India, China may face the heat, cautions PM
ON BOARD PRIME MINISTER'S AIRCRAFT: Prime Minister Manmohan Singh has confirmed that the G8-G5 dialogue at L' Aquila failed to bridge the gulf
"I conveyed our stand to the states participating in G8-G5 deliberations. I also feel that there was considerable appreciation of our stand. But it would be wrong to asssume that everyone agreed with us. In fact, on the issue of climate change India and China are going to come under intense pressure," said Singh.
The Prime Minister was talking to media on his way from the L' Aquila meeting of G-8 and G-5 countries.
In fact, he also indicated that despite the loss of their clout and the rise of developing countries, the developed countries will not easily agree to share power by accepting India's demand for the restructuring of international institutions.

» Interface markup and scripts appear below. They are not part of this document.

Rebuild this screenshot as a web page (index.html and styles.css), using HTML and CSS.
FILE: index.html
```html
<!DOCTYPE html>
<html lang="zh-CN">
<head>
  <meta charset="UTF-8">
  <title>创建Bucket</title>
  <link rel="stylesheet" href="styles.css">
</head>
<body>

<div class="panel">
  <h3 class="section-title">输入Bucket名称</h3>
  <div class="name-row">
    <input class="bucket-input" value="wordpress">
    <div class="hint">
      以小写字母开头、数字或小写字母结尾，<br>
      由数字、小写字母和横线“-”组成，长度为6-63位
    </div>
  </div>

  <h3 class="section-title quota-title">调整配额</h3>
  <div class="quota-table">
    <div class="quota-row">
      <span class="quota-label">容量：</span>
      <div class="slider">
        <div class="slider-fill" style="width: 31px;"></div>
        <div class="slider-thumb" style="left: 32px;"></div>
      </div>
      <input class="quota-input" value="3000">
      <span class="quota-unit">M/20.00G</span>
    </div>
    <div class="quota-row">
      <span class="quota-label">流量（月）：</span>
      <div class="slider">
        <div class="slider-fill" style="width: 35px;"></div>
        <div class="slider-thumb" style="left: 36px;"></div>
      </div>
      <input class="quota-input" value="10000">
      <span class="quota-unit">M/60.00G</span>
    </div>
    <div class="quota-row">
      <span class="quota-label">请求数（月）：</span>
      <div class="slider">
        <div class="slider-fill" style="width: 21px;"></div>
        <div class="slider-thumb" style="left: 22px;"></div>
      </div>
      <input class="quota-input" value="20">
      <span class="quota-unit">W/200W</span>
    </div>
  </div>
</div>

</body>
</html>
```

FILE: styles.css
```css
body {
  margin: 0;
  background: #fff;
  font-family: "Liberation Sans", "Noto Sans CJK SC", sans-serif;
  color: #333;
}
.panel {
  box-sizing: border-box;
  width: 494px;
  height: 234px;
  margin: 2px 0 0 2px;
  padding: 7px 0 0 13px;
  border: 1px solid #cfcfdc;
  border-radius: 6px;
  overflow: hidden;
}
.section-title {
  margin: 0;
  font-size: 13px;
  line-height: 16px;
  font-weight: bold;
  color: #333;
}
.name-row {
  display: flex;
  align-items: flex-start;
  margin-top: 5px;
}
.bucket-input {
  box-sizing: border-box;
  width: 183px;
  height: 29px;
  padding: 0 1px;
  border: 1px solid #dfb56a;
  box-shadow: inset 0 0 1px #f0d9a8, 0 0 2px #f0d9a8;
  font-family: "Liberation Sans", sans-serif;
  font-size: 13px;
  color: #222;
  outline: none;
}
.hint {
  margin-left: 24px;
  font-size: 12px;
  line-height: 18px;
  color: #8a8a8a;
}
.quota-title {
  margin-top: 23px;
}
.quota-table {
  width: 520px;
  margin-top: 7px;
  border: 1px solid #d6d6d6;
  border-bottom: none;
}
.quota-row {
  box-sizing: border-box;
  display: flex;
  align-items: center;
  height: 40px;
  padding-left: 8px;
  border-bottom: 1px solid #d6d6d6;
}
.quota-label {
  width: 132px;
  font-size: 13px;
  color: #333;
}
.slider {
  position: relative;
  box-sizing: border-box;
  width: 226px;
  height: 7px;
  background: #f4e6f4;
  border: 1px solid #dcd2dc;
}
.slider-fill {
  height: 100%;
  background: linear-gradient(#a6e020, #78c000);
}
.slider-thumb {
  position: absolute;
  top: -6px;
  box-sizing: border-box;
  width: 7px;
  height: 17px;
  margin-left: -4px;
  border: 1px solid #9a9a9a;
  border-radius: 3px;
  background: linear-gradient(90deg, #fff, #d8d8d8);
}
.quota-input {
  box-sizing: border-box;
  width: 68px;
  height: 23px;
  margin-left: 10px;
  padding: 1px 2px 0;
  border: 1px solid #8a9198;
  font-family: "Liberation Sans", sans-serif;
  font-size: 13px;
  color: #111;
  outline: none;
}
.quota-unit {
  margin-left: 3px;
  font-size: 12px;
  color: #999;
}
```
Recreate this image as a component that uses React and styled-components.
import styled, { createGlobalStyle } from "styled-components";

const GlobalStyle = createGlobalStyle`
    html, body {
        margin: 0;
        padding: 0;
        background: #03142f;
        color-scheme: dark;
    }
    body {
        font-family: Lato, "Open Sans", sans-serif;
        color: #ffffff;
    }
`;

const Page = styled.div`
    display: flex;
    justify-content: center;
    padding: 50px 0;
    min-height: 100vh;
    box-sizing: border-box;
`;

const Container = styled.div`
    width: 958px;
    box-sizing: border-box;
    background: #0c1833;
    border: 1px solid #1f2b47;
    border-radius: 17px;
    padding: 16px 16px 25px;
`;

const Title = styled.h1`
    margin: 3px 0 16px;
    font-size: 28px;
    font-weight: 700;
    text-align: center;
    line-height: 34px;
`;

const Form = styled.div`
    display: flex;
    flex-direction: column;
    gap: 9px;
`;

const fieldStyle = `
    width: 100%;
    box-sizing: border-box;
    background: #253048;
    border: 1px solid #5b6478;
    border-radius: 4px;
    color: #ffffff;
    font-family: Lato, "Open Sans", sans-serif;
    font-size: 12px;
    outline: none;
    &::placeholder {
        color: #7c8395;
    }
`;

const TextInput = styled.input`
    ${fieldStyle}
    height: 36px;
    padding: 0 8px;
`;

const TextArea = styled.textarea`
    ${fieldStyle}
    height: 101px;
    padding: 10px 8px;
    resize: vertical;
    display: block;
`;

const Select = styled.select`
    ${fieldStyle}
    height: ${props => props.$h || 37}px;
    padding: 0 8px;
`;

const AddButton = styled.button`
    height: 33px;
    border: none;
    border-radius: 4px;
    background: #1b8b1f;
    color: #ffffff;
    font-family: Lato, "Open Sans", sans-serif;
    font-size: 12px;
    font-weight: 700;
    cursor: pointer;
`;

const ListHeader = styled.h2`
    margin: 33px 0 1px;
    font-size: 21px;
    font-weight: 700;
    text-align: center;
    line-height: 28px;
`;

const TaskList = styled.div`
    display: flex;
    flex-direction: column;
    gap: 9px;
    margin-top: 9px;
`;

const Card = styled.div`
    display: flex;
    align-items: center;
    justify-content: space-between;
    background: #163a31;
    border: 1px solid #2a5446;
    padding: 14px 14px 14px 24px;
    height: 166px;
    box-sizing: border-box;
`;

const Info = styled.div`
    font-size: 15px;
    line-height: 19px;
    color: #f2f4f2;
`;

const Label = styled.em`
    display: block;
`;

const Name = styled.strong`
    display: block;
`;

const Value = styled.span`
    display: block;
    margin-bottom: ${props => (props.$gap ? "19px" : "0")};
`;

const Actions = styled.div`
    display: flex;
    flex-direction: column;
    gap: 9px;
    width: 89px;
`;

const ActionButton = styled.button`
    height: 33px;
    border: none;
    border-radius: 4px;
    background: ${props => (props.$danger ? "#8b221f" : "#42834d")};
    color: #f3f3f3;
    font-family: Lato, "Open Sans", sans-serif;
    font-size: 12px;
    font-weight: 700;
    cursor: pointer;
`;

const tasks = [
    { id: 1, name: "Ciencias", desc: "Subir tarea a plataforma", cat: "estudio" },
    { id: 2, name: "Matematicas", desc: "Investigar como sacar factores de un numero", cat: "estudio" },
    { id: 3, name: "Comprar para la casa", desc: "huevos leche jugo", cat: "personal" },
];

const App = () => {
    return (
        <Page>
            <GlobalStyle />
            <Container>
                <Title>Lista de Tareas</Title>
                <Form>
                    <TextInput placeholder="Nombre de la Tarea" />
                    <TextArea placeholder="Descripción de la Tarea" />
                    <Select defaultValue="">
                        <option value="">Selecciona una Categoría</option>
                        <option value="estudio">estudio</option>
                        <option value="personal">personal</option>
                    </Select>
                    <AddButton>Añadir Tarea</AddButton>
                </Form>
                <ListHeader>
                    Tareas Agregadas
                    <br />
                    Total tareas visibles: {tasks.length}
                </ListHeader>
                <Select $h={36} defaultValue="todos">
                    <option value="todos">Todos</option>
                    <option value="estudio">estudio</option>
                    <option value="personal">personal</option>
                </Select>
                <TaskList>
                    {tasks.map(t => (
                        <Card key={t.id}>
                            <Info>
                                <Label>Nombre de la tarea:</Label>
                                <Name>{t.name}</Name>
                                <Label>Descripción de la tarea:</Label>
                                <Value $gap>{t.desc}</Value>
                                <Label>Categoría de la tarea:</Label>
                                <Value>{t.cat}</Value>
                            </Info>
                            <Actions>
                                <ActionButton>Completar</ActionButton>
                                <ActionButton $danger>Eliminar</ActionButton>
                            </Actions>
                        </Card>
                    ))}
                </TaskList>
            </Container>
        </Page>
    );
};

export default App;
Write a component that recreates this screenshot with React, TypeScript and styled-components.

He argued that the architecture of international institutions put in place after World War II has been rendered ineffective by the current realities of global structures and equations, but conceded that the campaign by India and other developing countries for the restructuring of the institutions like the UN Security Council was not going to succeed easily. "International relations in the final sense are power relationships. And nobody gives up power willingly, those who have the power want to hold on to it. So, I don't think an easy solution is in sight. It will have to be a long drawn out struggle and I do believe that in the long run our views will prevail."
The candid assessment coincided with indications of US's opposition to the demand for the restructuring of the International Monetary Fund.
On the issue of climate change, India and China earlier this week joined hands to frustrate efforts of the US-led developed world to pressure the developing countries into agreeing to accept specific targets for emission cuts.
India and China are leading the resistance from the developing countries against West's attempt to force targets down their gullets, that it is the West that has historically been responsible for the greenhouse gas emissions. They agree that they need to do more, but would not commit them to targets being insisted on by the West. The stand was so spelt out by the PM: "We are not able to undertake quantified emission reduction targets but we are also quite clear that as citizens of the global economy we have an obligation to do our bit to control emissions and therefore all countries have an obligation to be prepared to depart from business as usual."
The opposition from the US to the demand for the restructuing of the IMF and the lead role it has assumed to pressure the developing countries to give up their resistance to being tied down to emission cuts targets has also strengthened suspicions about the Obama administration.
However, Singh disagreed with the suggestion that Obama, while being good for the world at large, may not be good for India. "I find President Obama to be very supportive of India's development ambitions. He has great admiration for India. There is no basis for apprehension that the Obama administration will be less sensitive to India's concerns than the previous US administration."